Does this make sense? If you disagree, do you believe that shaping moral character explicitly is the only way to go?
I don’t think “societal pressures / evolution” is a good set of fundamental stuff because it misses white-box methods, both of evaluation (e.g. probing, circuit detection) and intervention (e.g. steering, ablation).
But maybe that’s not the real disagreement—maybe it’s more about, as you say, “shaping moral character explicitly”—which isn’t inherently in conflict with treating training as fundamental, you can easily think about training as part of a perspective on shaping moral character. What it’s especially in conflict with is that assumption that we have a known-good process for checking answers that serves as ground truth for RL. If that assumption holds, then we don’t have to think about moral character, we just have to design training systems that produce good outcomes according to the ground-truth-generating process. But if we relax that assumption, then we’re basically saying “we want good behavior even when we can’t check it”, and so that forces you to think about generalization / “moral character.”
Yeah, I’m still confused about why “the most popular reward profile from the bandit algorithm” should make a good baseline. Am I right that the bandit algorithm at each time is drawing from different reward profiles stochastically? And so isn’t the weighted average reward profile actually pretty important? I’d be interested in a comparison of that average to the “default” profile used for the baseline (both numerically [relatively easy] and in how it performs as a baseline [hard, you don’t actually have to do this]).
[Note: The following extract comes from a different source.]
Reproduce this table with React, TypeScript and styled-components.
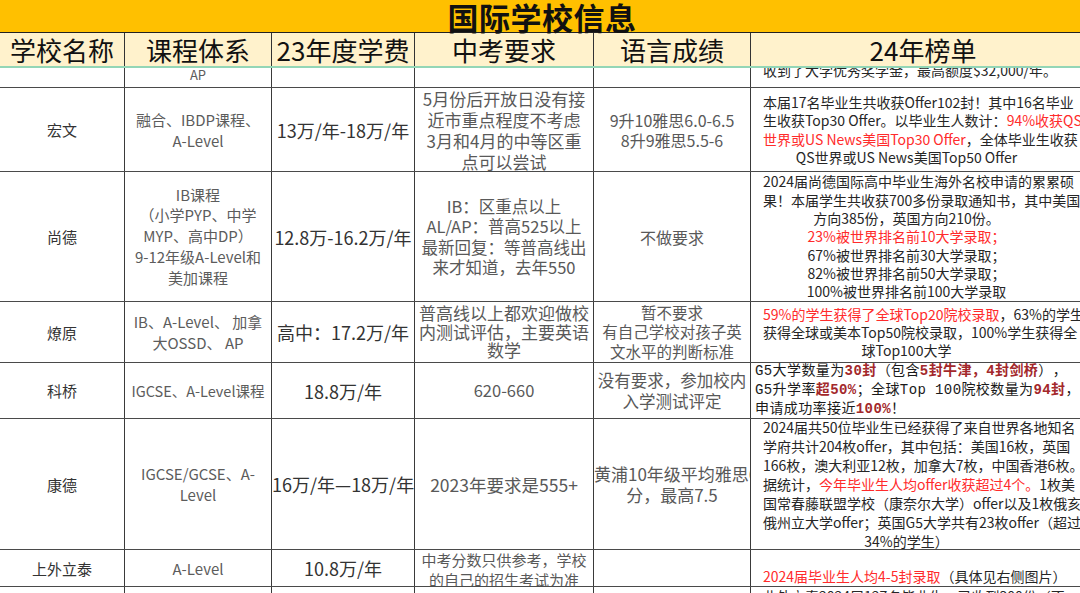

I’m not claiming that other methods for alignment are not useful or important. But I am claiming there is a signal for post-training, that is strategic and based on interaction between agents, not used thus far, and important to alignment. Maybe it’s useful to recall Becker’s model: from my perspective his viewpoint for modeling crime, law enforcement, the judicial system, does not contradict other viewpoints or detract from them. I use the “fundamental question” to mean “a more general question” in the sense that it can be addressed using a broader set of tools, maybe that is the source of “disagreement” if there is one.
Weighted average reward profile is a good suggestion, we can add it to the experiments. I don’t think that will change our results, but worth a try. Notice that if it does perform well, our conclusion still stands, since how would you find this average without running the bandit algorithm? it would still validate the mechanism and approach, agreed?
Do you actually believe that what you’re talking about here is “more fundamental?” I enjoyed the paper, but we have lots of alignment mechanisms that work well in the domain where we can assume a perfect (if moderately costly) resolution process grounding the whole effort. But if this is really more fundamental, then should we expect it to resolve the less fundamental problems as special cases?
I was interested by the remark about stability of equilibria—it would be super cool if you could test whether some good solver performance level is unstable (if you just left the auditor and solver reward fixed and kept training), but is stabilized by the controller.
Relatedly, I didn’t really understand your justification for why the baselines (particularly the fixed-default baseline) were expected to be strong. It sounded like you were saying it was doing well at the end of training (albeit only in the “ecosystem” created by the other parts?), but I’m not clear on how much that means I should have expected it to do well—in fact I’m not even clear on whether you estimate some effective parameters found by the controller and compare them to the default.
Thanks for your interest!
1. The claim of the post is that alignment is a more general problem than assessing the moral character or internal ethics of an individual, and these constructs are a consequence of societal pressures / evolution. (and yes, that is what I believe :-). Does this make sense? If you disagree, do you believe that shaping moral character explicitly is the only way to go?
2. Regarding the baselines: the baselines are all compute-matched, and include RLVR with most popular reward profile from the bandit algorithm, and RLVR with no auditor (solver-only training) with fixed 0⁄1 rewards.
I don’t think “societal pressures / evolution” is a good set of fundamental stuff because it misses white-box methods, both of evaluation (e.g. probing, circuit detection) and intervention (e.g. steering, ablation).
But maybe that’s not the real disagreement—maybe it’s more about, as you say, “shaping moral character explicitly”—which isn’t inherently in conflict with treating training as fundamental, you can easily think about training as part of a perspective on shaping moral character. What it’s especially in conflict with is that assumption that we have a known-good process for checking answers that serves as ground truth for RL. If that assumption holds, then we don’t have to think about moral character, we just have to design training systems that produce good outcomes according to the ground-truth-generating process. But if we relax that assumption, then we’re basically saying “we want good behavior even when we can’t check it”, and so that forces you to think about generalization / “moral character.”
Yeah, I’m still confused about why “the most popular reward profile from the bandit algorithm” should make a good baseline. Am I right that the bandit algorithm at each time is drawing from different reward profiles stochastically? And so isn’t the weighted average reward profile actually pretty important? I’d be interested in a comparison of that average to the “default” profile used for the baseline (both numerically [relatively easy] and in how it performs as a baseline [hard, you don’t actually have to do this]).
I’m not claiming that other methods for alignment are not useful or important. But I am claiming there is a signal for post-training, that is strategic and based on interaction between agents, not used thus far, and important to alignment.
Maybe it’s useful to recall Becker’s model: from my perspective his viewpoint for modeling crime, law enforcement, the judicial system, does not contradict other viewpoints or detract from them.
I use the “fundamental question” to mean “a more general question” in the sense that it can be addressed using a broader set of tools, maybe that is the source of “disagreement” if there is one.
Weighted average reward profile is a good suggestion, we can add it to the experiments. I don’t think that will change our results, but worth a try. Notice that if it does perform well, our conclusion still stands, since how would you find this average without running the bandit algorithm? it would still validate the mechanism and approach, agreed?